Aynı şekilde Yahya Kemal’in hatıralarında
Lozan görüşmeleri sürerken
İrlanda temsilcisinin her kararda bizim lehimize
parmak kaldırdığını görünce bir yemek arasında İrlanda temsilcisine nezaketle niçin bizim lehimize oy kullandığını sorar. O da 16. asırda İngiltere’nin kendilerini tehdit ettiğini ve ülkelerine saldıracağını, onların da Osmanlı’dan
yardım istediklerini ve Osmanlı’nın da o zaman İngiltere’ye ültimatom gönderdiğini, eğer saldırırsa donanmayı derhal Akdeniz’e indireceğini İngiltere’ye bildirince İngiltere’nin saldırıdan vazgeçtiğini söyler. “Ve biz o günü hiç unutmadık, aradan 5 asır geçmesine rağmen vefasızlık yapıp sizin aleyhinize oy kullanamayız.” der.
Türkiye için büyük bir
rüya...
İşte bunun gibi milletler arasında yapılan iyiliklerin neticeleri bugünden yarına değil yıllara, hatta asırlara yayılarak görülür. Bundan daha da önemlisi ille de yapılan bir iyiliğin karşılığını acaba ne zaman göreceğiz beklentisinde olmadan gerçekten insanlık adına iyilik yapabilme çok önemlidir. Sonra dünyanın değişik ülkelerinden gelen bu gençler bu olimpiyat gibi vesilelerle buralarda birbirlerini tanıyorlar, birbirlerinin ülkelerini tanıyorlar, birbirlerini seviyorlar. Eğer gelecekte küreselleşme olacaksa -ki bundan kaçınmak çok zordur- tabii seyri içinde bu süreç devam etmektedir, o zaman buna en güzel hazırlanma yolu herhalde bu şekilde karşılık beklemeksizin birbirlerini sevecek gençlerin yetiştiği eğitim müesseselerinden geçecektir.
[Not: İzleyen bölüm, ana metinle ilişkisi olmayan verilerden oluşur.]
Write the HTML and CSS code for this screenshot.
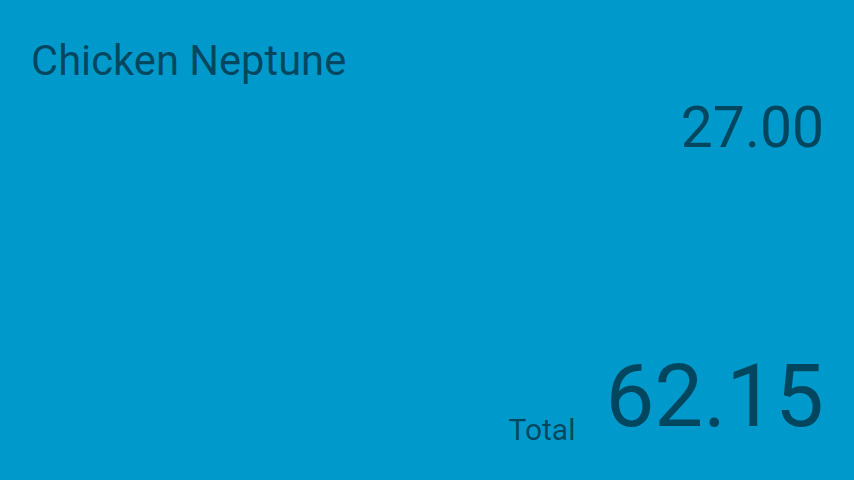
FILE: index.html
```html
<!DOCTYPE html>
<html>
<head>
<meta charset="utf-8">
<link rel="stylesheet" href="styles.css">
</head>
<body>
<div class="screen">
  <div class="name">Chicken Neptune</div>
  <div class="price">27.00</div>
  <div class="spacer"></div>
  <div class="total-row">
    <span class="total-label">Total</span>
    <span class="total-value">62.15</span>
  </div>
</div>
</body>
</html>
```
FILE: styles.css
```css
html, body {
  margin: 0;
  padding: 0;
  width: 854px;
  height: 480px;
  overflow: hidden;
  background: #0099cc;
}
.screen {
  box-sizing: border-box;
  width: 854px;
  height: 480px;
  padding: 37px 30px 35px 31px;
  display: flex;
  flex-direction: column;
  font-family: Roboto, "Noto Sans", sans-serif;
  color: rgba(0, 0, 0, 0.54);
}
.name {
  font-size: 41.7px;
  line-height: 48px;
}
.price {
  align-self: flex-end;
  margin-top: 11px;
  font-size: 57px;
  line-height: 64px;
}
.spacer { flex: 1; }
.total-row {
  display: flex;
  justify-content: flex-end;
  align-items: flex-end;
  gap: 30px;
}
.total-label {
  font-size: 30px;
  line-height: 30px;
}
.total-value {
  font-size: 87px;
  line-height: 88px;
  margin-bottom: 5px;
}
```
Ve bu eğitim müesseselerinin dilinin de Türkçe olmasının hiç kimseye hiçbir zararı yoktur. Artık Türkçe bir dünya dili haline gelecektir.
İşte yukarıda gördüğümü söylediğim Sidney Olimpiyatları’nın açılış programındaki mükemmelliği o zaman nasıl takdir ettimse ve gazeteye yazarak başkalarıyla paylaştımsa bugün de bu sefer ülkem adına olimpiyatın Türkçesinin yapılmasına vesile olan eğitim müesseselerinin açılış fikrinin çıktığı ve bunları devam ettiren bu kafa ve kafaları bunları olimpiyat haline getirenleri takdir etmemem bir nankörlük olurdu. 4.Uluslararası Türkçe Olimpiyatı insanımıza, insanlığa ve insanlığın geleceğine hayırlı olsun.